**What is needed**
Transcribe the records exactly. Pictures do not belong in the transcription.

Start of Dataset

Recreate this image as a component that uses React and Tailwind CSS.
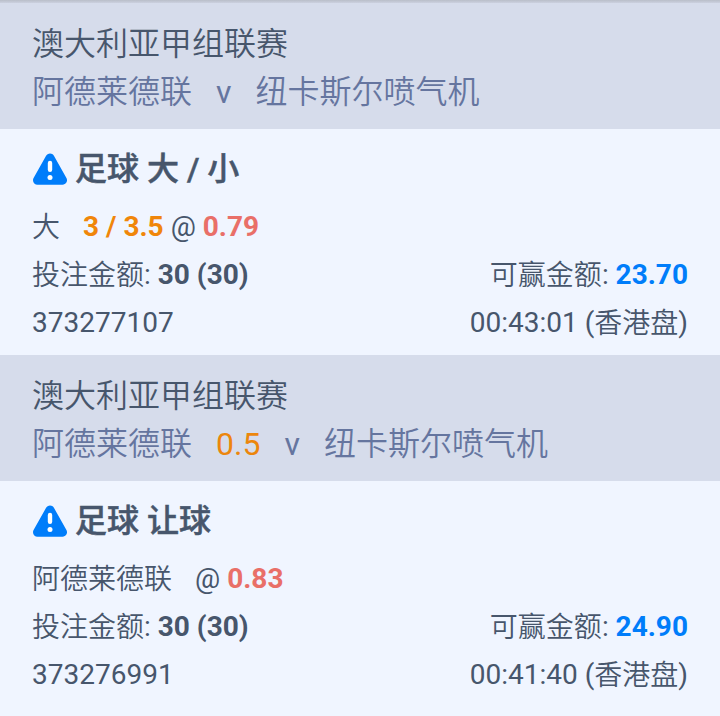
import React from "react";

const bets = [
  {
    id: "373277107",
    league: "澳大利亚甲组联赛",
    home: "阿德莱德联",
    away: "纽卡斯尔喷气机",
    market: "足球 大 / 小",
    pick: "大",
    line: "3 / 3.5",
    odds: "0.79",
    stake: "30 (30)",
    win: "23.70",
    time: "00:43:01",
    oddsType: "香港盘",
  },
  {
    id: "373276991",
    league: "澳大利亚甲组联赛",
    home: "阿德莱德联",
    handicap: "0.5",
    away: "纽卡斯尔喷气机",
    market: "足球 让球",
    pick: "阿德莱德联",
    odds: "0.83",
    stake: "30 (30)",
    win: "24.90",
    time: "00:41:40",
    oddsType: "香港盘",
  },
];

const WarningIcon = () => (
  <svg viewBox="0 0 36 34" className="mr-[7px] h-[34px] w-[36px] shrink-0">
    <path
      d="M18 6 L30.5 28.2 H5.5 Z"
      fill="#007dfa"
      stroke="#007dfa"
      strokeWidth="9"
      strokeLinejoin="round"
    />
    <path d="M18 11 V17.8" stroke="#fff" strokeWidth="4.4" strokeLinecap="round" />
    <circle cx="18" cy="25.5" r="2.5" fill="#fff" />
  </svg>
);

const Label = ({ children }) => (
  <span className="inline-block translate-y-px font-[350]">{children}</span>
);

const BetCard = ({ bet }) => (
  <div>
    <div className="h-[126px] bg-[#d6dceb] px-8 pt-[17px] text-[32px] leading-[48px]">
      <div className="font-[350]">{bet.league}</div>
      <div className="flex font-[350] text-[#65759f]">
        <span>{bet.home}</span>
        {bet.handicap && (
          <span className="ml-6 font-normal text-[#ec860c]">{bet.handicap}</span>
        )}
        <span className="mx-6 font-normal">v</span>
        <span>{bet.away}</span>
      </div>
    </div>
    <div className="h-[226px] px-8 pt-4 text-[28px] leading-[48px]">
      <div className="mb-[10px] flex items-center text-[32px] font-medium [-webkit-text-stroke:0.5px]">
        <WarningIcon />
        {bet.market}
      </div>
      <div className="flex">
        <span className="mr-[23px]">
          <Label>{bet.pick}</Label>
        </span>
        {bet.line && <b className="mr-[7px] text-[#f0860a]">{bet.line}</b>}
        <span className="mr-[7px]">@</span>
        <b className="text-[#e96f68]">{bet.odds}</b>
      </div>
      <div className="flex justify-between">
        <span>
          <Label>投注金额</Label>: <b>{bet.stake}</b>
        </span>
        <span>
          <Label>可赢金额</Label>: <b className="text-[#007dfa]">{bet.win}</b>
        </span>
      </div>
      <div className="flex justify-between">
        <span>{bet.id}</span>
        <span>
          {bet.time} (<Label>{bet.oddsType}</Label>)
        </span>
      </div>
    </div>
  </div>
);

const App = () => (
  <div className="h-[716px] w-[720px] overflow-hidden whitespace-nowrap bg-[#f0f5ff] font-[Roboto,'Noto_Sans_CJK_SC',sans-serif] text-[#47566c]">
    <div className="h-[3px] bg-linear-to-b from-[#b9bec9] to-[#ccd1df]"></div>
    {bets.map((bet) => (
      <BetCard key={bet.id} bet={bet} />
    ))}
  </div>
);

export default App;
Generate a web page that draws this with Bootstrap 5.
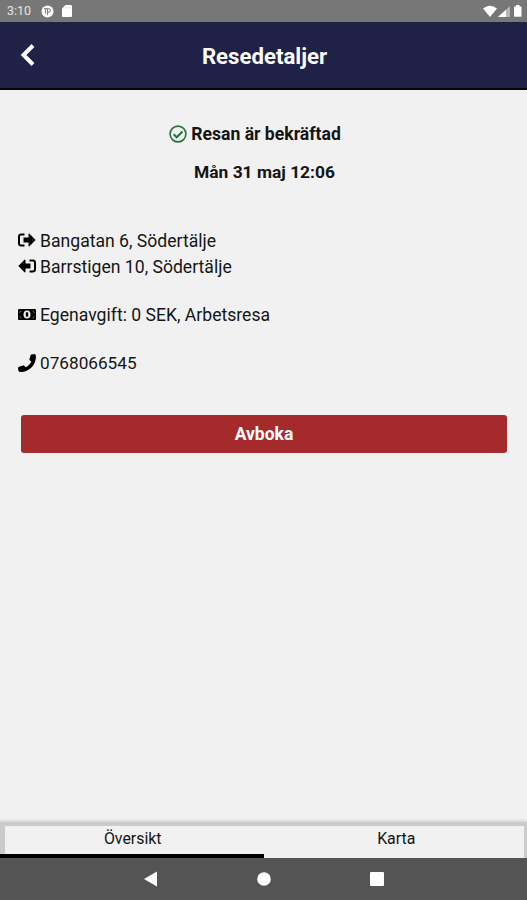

End of Dataset

**Expected answer**
Recreate this image as a component that uses React and Tailwind CSS.
import React from "react";

const bets = [
  {
    id: "373277107",
    league: "澳大利亚甲组联赛",
    home: "阿德莱德联",
    away: "纽卡斯尔喷气机",
    market: "足球 大 / 小",
    pick: "大",
    line: "3 / 3.5",
    odds: "0.79",
    stake: "30 (30)",
    win: "23.70",
    time: "00:43:01",
    oddsType: "香港盘",
  },
  {
    id: "373276991",
    league: "澳大利亚甲组联赛",
    home: "阿德莱德联",
    handicap: "0.5",
    away: "纽卡斯尔喷气机",
    market: "足球 让球",
    pick: "阿德莱德联",
    odds: "0.83",
    stake: "30 (30)",
    win: "24.90",
    time: "00:41:40",
    oddsType: "香港盘",
  },
];

const WarningIcon = () => (
  <svg viewBox="0 0 36 34" className="mr-[7px] h-[34px] w-[36px] shrink-0">
    <path
      d="M18 6 L30.5 28.2 H5.5 Z"
      fill="#007dfa"
      stroke="#007dfa"
      strokeWidth="9"
      strokeLinejoin="round"
    />
    <path d="M18 11 V17.8" stroke="#fff" strokeWidth="4.4" strokeLinecap="round" />
    <circle cx="18" cy="25.5" r="2.5" fill="#fff" />
  </svg>
);

const Label = ({ children }) => (
  <span className="inline-block translate-y-px font-[350]">{children}</span>
);

const BetCard = ({ bet }) => (
  <div>
    <div className="h-[126px] bg-[#d6dceb] px-8 pt-[17px] text-[32px] leading-[48px]">
      <div className="font-[350]">{bet.league}</div>
      <div className="flex font-[350] text-[#65759f]">
        <span>{bet.home}</span>
        {bet.handicap && (
          <span className="ml-6 font-normal text-[#ec860c]">{bet.handicap}</span>
        )}
        <span className="mx-6 font-normal">v</span>
        <span>{bet.away}</span>
      </div>
    </div>
    <div className="h-[226px] px-8 pt-4 text-[28px] leading-[48px]">
      <div className="mb-[10px] flex items-center text-[32px] font-medium [-webkit-text-stroke:0.5px]">
        <WarningIcon />
        {bet.market}
      </div>
      <div className="flex">
        <span className="mr-[23px]">
          <Label>{bet.pick}</Label>
        </span>
        {bet.line && <b className="mr-[7px] text-[#f0860a]">{bet.line}</b>}
        <span className="mr-[7px]">@</span>
        <b className="text-[#e96f68]">{bet.odds}</b>
      </div>
      <div className="flex justify-between">
        <span>
          <Label>投注金额</Label>: <b>{bet.stake}</b>
        </span>
        <span>
          <Label>可赢金额</Label>: <b className="text-[#007dfa]">{bet.win}</b>
        </span>
      </div>
      <div className="flex justify-between">
        <span>{bet.id}</span>
        <span>
          {bet.time} (<Label>{bet.oddsType}</Label>)
        </span>
      </div>
    </div>
  </div>
);

const App = () => (
  <div className="h-[716px] w-[720px] overflow-hidden whitespace-nowrap bg-[#f0f5ff] font-[Roboto,'Noto_Sans_CJK_SC',sans-serif] text-[#47566c]">
    <div className="h-[3px] bg-linear-to-b from-[#b9bec9] to-[#ccd1df]"></div>
    {bets.map((bet) => (
      <BetCard key={bet.id} bet={bet} />
    ))}
  </div>
);

export default App;
Generate a web page that draws this with Bootstrap 5.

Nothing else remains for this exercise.